TRECASTELLI – Mi è capitato di leggere diversi articoli sulla stampa locale nei quali un familiare di un malato ringrazia i medici dell’ospedale per la cortesia e la professionalità con cui hanno curato il loro congiunto.

La cosa mi ha fatto sempre un po’ riflettere. Si dirà: allora la sanità funziona, non è vero che va così male! Oppure: non bisogna riportare solo le brutte notizie, o le storie di malasanità, anche quando le cose vanno bene bisogna farlo sapere.

Ecco il punto. La notizia è che le cose vanno bene, vanno come devono andare, cioè un paziente viene ricoverato e lo curano, trattandolo cortesemente, lui e i familiari.

Ma non dovrebbe essere la normalità?

Io ho avuto a che fare spesso, negli ultimi anni, con medici e altri operatori sanitari, ospedalieri e territoriali; in alcuni casi posso condividere le affermazioni elogiative lette negli articoli (ho ringraziato di persona medici e infermieri anche senza fare articoli). In altri casi decisamente no. Non mi riferisco a problemi di cortesia formale, ma alla noncuranza della situazione di difficoltà, di oggettiva fragilità di una famiglia che deve gestire malati al suo interno.

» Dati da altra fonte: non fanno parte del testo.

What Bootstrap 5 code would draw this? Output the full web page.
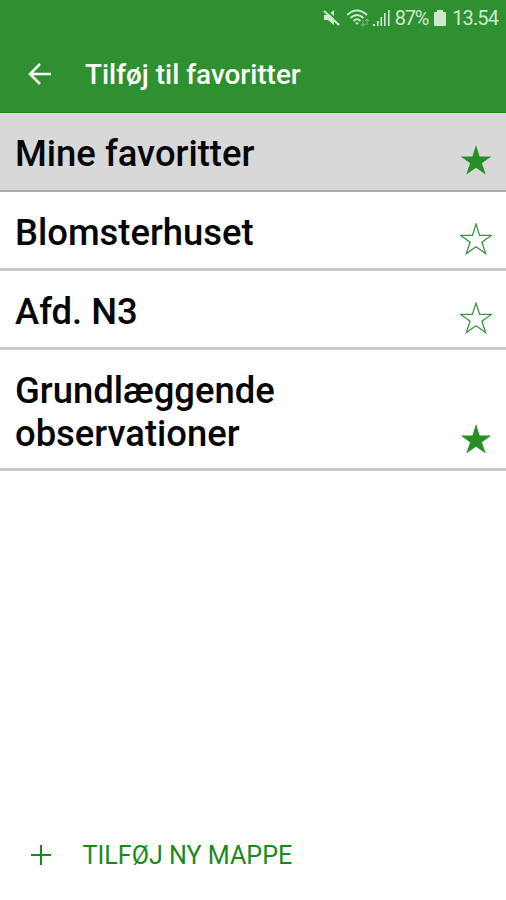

A volte mi è arrivato chiaramente il messaggio che siccome il paziente è anziano, cosa stavo a insistere per curarlo o per farlo ricoverare? Il reparto è pieno. Quindi qualcuno deve rimanere fuori. E non sto parlando di accanimento terapeutico, ma di normali cure.

Per forza: i posti letto in ospedale sono insufficienti. In 10 anni tagliati 25.000 posti letto e oltre 42.000 dipendenti (fonte Quotidiano sanità). Ciò di fronte, mi sembra, ad un progressivo aumento dell’età media della popolazione.

Ma gli anziani non hanno forse il diritto ad essere curati fino all’ultimo giorno di vita? Smettono di essere cittadini (con pari diritti) solo perché hanno superato gli ottanta o i novanta anni?  E gli operatori sanitari a volte mi sono sembrati sotto pressione, costretti a lavorare di fretta; a volte (non intendo giustificarli), si esprimono in modo tanto affrettato da sembrare maleducato.

Le responsabilità politiche sono assai diffuse e generalizzate, riguardano tutti i maggiori partiti e tutti i ruoli istituzionali. Non è che i ministri della difesa o i semplici consiglieri regionali possono chiamarsi fuori perché non sono stati ministri o assessori alla sanità. Non hanno forse condiviso la linea di tagli, denominati eufemisticamente “riforme”? Hanno forse abbandonato le rispettive maggioranze (e poltrone)?

A proposito, vedo in giro che è cambiata la sigla, non più “asur”, ma “ast”. Un’altra “riforma”. Bene.